*Instructions to follow*. Repeat the material exactly from its first line to the line that includes "h-[30px] border-l-[5px] border-[#d0d7de]". Skip pictures.

*Data lines*.

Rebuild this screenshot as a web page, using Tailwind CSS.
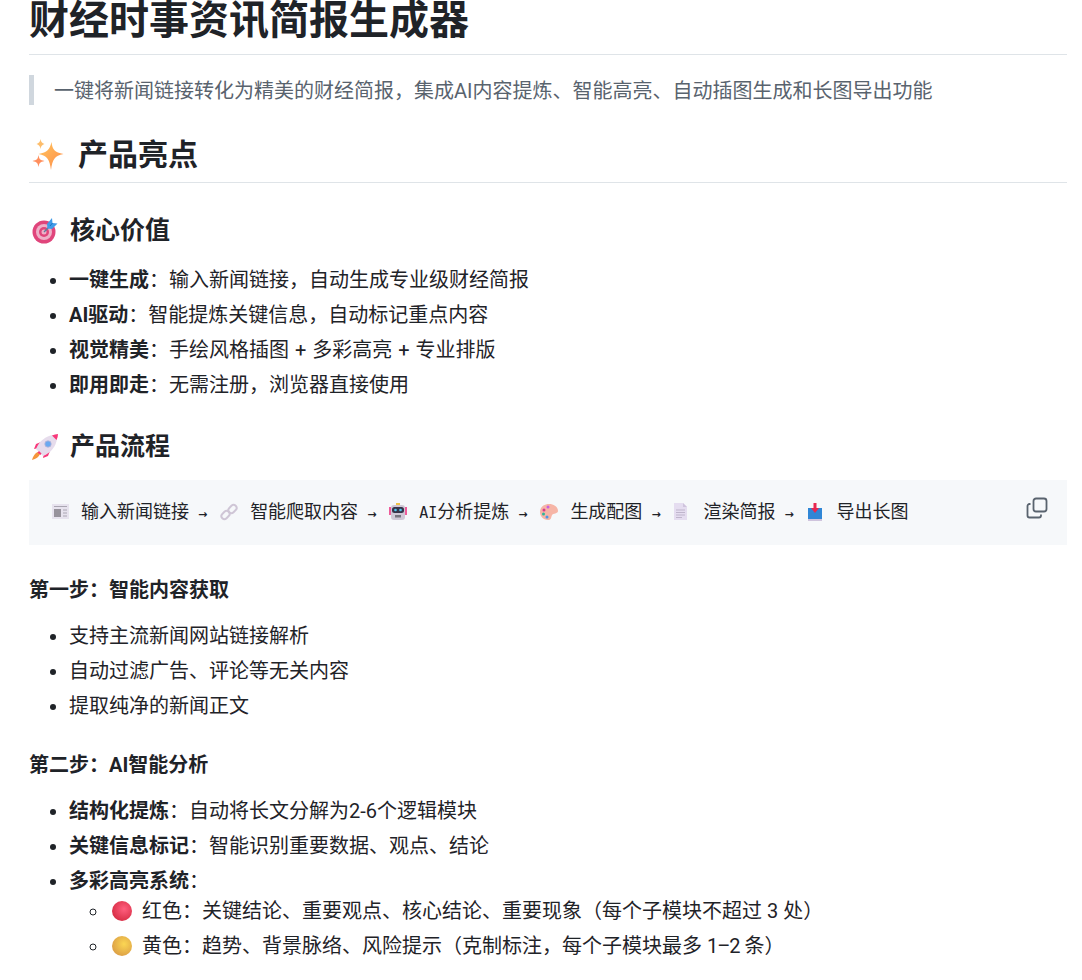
<!DOCTYPE html>
<html>
<head>
    <meta charset="utf-8">
    <title>财经时事资讯简报生成器</title>
    <script src="https://cdn.jsdelivr.net/npm/@tailwindcss/browser@4"></script>
</head>
<body class="bg-white overflow-hidden">
    <div class="h-[980px] overflow-hidden">
    <div class="pl-[29px] pr-[15px] text-[20px] leading-[35px] text-[#1f2328] font-['Roboto','Noto_Sans_CJK_SC',sans-serif]">

        <!-- title -->
        <h1 class="-mt-[9px] h-[64px] text-[40px] leading-[60px] font-bold border-b border-[#dfe4e8]">财经时事资讯简报生成器</h1>

        <blockquote class="mt-[20px] h-[30px] border-l-[5px] border-[#d0d7de] pl-[20px] text-[#59636e] leading-[32px]">一键将新闻链接转化为精美的财经简报，集成AI内容提炼、智能高亮、自动插图生成和长图导出功能</blockquote>

        <!-- 产品亮点 -->
        <h2 class="mt-[25px] h-[53px] flex items-center text-[30px] leading-[40px] font-bold border-b border-[#dfe4e8] pb-[2px]">
            <svg class="ml-[3px] mr-[13px] w-[33px] h-[32px]" viewBox="0 0 32 32">
                <defs><linearGradient id="sp" x1="0" y1="0" x2="1" y2="1"><stop offset="0" stop-color="#ffc65c"/><stop offset="1" stop-color="#ff8a4a"/></linearGradient></defs>
                <path d="M19 3C20 11 22 13 31 15 22 17 20 20 18.500 31 17 20 15 17 6 15 15 13 17 11 19 3Z" fill="url(#sp)"/>
                <path d="M8 0C8.500 3 9.500 4 12 5 9.500 6 8.500 7 8 10 7.500 7 6.500 6 4 5 6.500 4 7.500 3 8 0Z" fill="#fdbd6b"/>
                <path d="M6 16C6.700 20 7.500 21 12 22 7.500 23 6.700 24 6 28 5.300 24 4.500 23 0 22 4.500 21 5.300 20 6 16Z" fill="#ff8f5e"/>
            </svg>
            产品亮点
        </h2>

        <!-- 核心价值 -->
        <h3 class="mt-[30px] h-[35px] flex items-center text-[25px] font-bold">
            <svg class="ml-[3px] mr-[12px] w-[26px] h-[26px]" viewBox="0 0 26 26">
                <circle cx="12" cy="14" r="11.500" fill="#e0457b"/>
                <circle cx="12" cy="14" r="8" fill="#eeb0c8"/>
                <circle cx="12" cy="14" r="5" fill="#e0457b"/>
                <circle cx="12" cy="14" r="2.500" fill="#eeb0c8"/>
                <path d="M12 14 20 6" stroke="#5c7f9e" stroke-width="1.500"/>
                <path d="M15 6 20 0 20.500 5 25.500 5.500 20 11 15.500 10.500Z" fill="#3f9be8"/>
                <path d="M18 8 20.500 5" stroke="#1f6fc0" stroke-width="1"/>
            </svg>
            核心价值
        </h3>
        <ul class="mt-[15px] pl-[40px] list-disc">
            <li><strong>一键生成</strong>：输入新闻链接，自动生成专业级财经简报</li>
            <li><strong>AI驱动</strong>：智能提炼关键信息，自动标记重点内容</li>
            <li><strong>视觉精美</strong>：手绘风格插图 <span class="mx-[1px]">+</span> 多彩高亮 <span class="mx-[1px]">+</span> 专业排版</li>
            <li><strong>即用即走</strong>：无需注册，浏览器直接使用</li>
        </ul>

        <!-- 产品流程 -->
        <h3 class="mt-[26px] h-[35px] flex items-center text-[25px] font-bold">
            <svg class="ml-[3px] mr-[12px] w-[26px] h-[26px]" viewBox="0 0 26 26">
                <path d="M9 8 4 10 2 15 7 14Z" fill="#f8387a"/>
                <path d="M18 17 16 22 11 24 12 19Z" fill="#f8387a"/>
                <path d="M6 18C3 19 1 22 0 26 4 25 7 23 8 20Z" fill="#f5963c"/>
                <path d="M4 15C7 7 14 2 21 1L25 5C24 12 19 19 11 22Z" fill="#e6dcec"/>
                <path d="M20 1.500C22 0.500 24 0 26 0 26 2 25.500 4 24.500 6Z" fill="#f8387a"/>
                <path d="M7 17 9.500 19.500 8.500 21 5.500 18.500Z" fill="#f8387a"/>
                <circle cx="16" cy="10" r="3.200" fill="#6aa9f0" stroke="#b9b4d6" stroke-width="0.800"/>
            </svg>
            产品流程
        </h3>
        <div class="relative mt-[16px] h-[65px] bg-[#f6f8fa] pl-[22px] pt-[2px] flex items-center">
            <pre class="whitespace-pre text-[15px] leading-[30px] text-[#1f2328] font-['DejaVu_Sans_Mono','Noto_Sans_CJK_SC',monospace]"><svg class="inline-block align-[-3px] w-[21px] h-[18px]" viewBox="0 0 21 18"><rect x="1" y="1" width="17" height="15" fill="#e7e3ee"/><rect x="3" y="6" width="7" height="8" fill="#97939c"/><path d="M3 3.500H16M12 7H16M12 10H16M12 13H16" stroke="#aaa6b2"/></svg> <span class="text-[18px]">输入新闻链接</span> <span class="inline-block w-[13px] text-[11px] font-bold font-['DejaVu_Sans',sans-serif]">→</span> <svg class="inline-block align-[-3px] w-[21px] h-[18px]" viewBox="0 0 21 18"><g fill="none" stroke="#cfc6d6" stroke-width="2"><rect x="1" y="9" width="9" height="6" rx="3" transform="rotate(-45 5.500 12)"/><rect x="8" y="3" width="9" height="6" rx="3" transform="rotate(-45 12.500 6)"/></g></svg> <span class="text-[18px]">智能爬取内容</span> <span class="inline-block w-[13px] text-[11px] font-bold font-['DejaVu_Sans',sans-serif]">→</span> <svg class="inline-block align-[-3px] w-[21px] h-[18px]" viewBox="0 0 21 18"><rect x="0" y="4" width="2" height="8" fill="#ee5c9a"/><rect x="16" y="4" width="2" height="8" fill="#ee5c9a"/><rect x="7" y="0" width="4" height="2" fill="#f0c24a"/><rect x="2" y="2" width="14" height="15" rx="3" fill="#cfc8d6"/><rect x="3" y="4" width="12" height="6" rx="2.500" fill="#37344a"/><circle cx="6.500" cy="7" r="1.300" fill="#4fc8ef"/><circle cx="11.500" cy="7" r="1.300" fill="#4fc8ef"/><rect x="6" y="12" width="6" height="2.500" fill="#77747f"/></svg> <span>AI</span><span class="text-[18px]">分析提炼</span> <span class="inline-block w-[13px] text-[11px] font-bold font-['DejaVu_Sans',sans-serif]">→</span> <svg class="inline-block align-[-3px] w-[21px] h-[18px]" viewBox="0 0 21 18"><path d="M9 1C14 1 18 4 18 8 18 11 13 10 12 12 11 15 11 17 8 17 3 17 0 13 0 9 0 4 4 1 9 1Z" fill="#f6b5a6"/><circle cx="4" cy="7" r="1.500" fill="#d83a8c"/><circle cx="8" cy="4" r="1.500" fill="#c95fe0"/><circle cx="3.500" cy="11" r="1.500" fill="#2fb59c"/><circle cx="7" cy="14" r="1.500" fill="#4a98e8"/></svg> <span class="text-[18px]">生成配图</span> <span class="inline-block w-[13px] text-[11px] font-bold font-['DejaVu_Sans',sans-serif]">→</span> <svg class="inline-block align-[-3px] w-[21px] h-[18px]" viewBox="0 0 21 18"><path d="M1 0H10L14 4V17H1Z" fill="#e5ddf0"/><path d="M10 0 14 4H10Z" fill="#cfc4dd"/><path d="M3 7H12M3 9.500H12M3 12H12M3 14.500H9" stroke="#bfb5cc"/></svg> <span class="text-[18px]">渲染简报</span> <span class="inline-block w-[13px] text-[11px] font-bold font-['DejaVu_Sans',sans-serif]">→</span> <svg class="inline-block align-[-3px] w-[21px] h-[18px]" viewBox="0 0 21 18"><path d="M1 13H15V18H1Z" fill="#cfc4dd"/><rect x="1" y="5" width="14" height="11" fill="#2f86d6"/><path d="M6.500 0H9.500V5H12L8 10 4 5H6.500Z" fill="#e8274f"/></svg> <span class="text-[18px]">导出长图</span></pre>
            <!-- copy button -->
            <svg class="absolute right-[19px] top-[17px] w-[22px] h-[22px]" viewBox="0 0 22 22" fill="none" stroke="#59636e" stroke-width="1.800">
                <rect x="7.500" y="1.500" width="13" height="13" rx="2.500"/>
                <path d="M4.500 7H3.500C2.400 7 1.500 7.900 1.500 9V18.500C1.500 19.600 2.400 20.500 3.500 20.500H13C14.100 20.500 15 19.600 15 18.500V17.500"/>
            </svg>
        </div>

        <!-- 第一步 -->
        <h4 class="mt-[28px] h-[35px] font-bold">第一步：智能内容获取</h4>
        <ul class="mt-[11px] pl-[40px] list-disc">
            <li>支持主流新闻网站链接解析</li>
            <li>自动过滤广告、评论等无关内容</li>
            <li>提取纯净的新闻正文</li>
        </ul>

        <!-- 第二步 -->
        <h4 class="mt-[24px] h-[35px] font-bold">第二步：AI智能分析</h4>
        <ul class="mt-[11px] pl-[40px] list-disc">
            <li><strong>结构化提炼</strong>：自动将长文分解为2-6个逻辑模块</li>
            <li><strong>关键信息标记</strong>：智能识别重要数据、观点、结论</li>
            <li><strong>多彩高亮系统</strong>：
                <ul class="-mt-[5px] pl-[40px] list-[circle]">
                    <li><svg class="inline-block align-[-3px] ml-[3px] mr-[10px] w-[20px] h-[20px]" viewBox="0 0 20 20"><defs><radialGradient id="red" cx="0.6" cy="0.4" r="0.7"><stop offset="0" stop-color="#ff5f7e"/><stop offset="1" stop-color="#d4283f"/></radialGradient></defs><circle cx="10" cy="10" r="10" fill="url(#red)"/></svg>红色：关键结论、重要观点、核心结论、重要现象（每个子模块不超过 3 处）</li>
                    <li><svg class="inline-block align-[-3px] ml-[3px] mr-[10px] w-[20px] h-[20px]" viewBox="0 0 20 20"><defs><radialGradient id="yel" cx="0.6" cy="0.4" r="0.7"><stop offset="0" stop-color="#fbd653"/><stop offset="1" stop-color="#d99a45"/></radialGradient></defs><circle cx="10" cy="10" r="10" fill="url(#yel)"/></svg>黄色：趋势、背景脉络、风险提示（克制标注，每个子模块最多 <span class="tracking-[-1px]">1–2</span> 条）</li>
                </ul>
            </li>
        </ul>
    </div>
    </div>
</body>
</html>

*Reply to the task*.
Rebuild this screenshot as a web page, using Tailwind CSS.
<!DOCTYPE html>
<html>
<head>
    <meta charset="utf-8">
    <title>财经时事资讯简报生成器</title>
    <script src="https://cdn.jsdelivr.net/npm/@tailwindcss/browser@4"></script>
</head>
<body class="bg-white overflow-hidden">
    <div class="h-[980px] overflow-hidden">
    <div class="pl-[29px] pr-[15px] text-[20px] leading-[35px] text-[#1f2328] font-['Roboto','Noto_Sans_CJK_SC',sans-serif]">

        <!-- title -->
        <h1 class="-mt-[9px] h-[64px] text-[40px] leading-[60px] font-bold border-b border-[#dfe4e8]">财经时事资讯简报生成器</h1>

        <blockquote class="mt-[20px] h-[30px] border-l-[5px] border-[#d0d7de] pl-[20px] text-[#59636e] leading-[32px]">一键将新闻链接转化为精美的财经简报，集成AI内容提炼、智能高亮、自动插图生成和长图导出功能</blockquote>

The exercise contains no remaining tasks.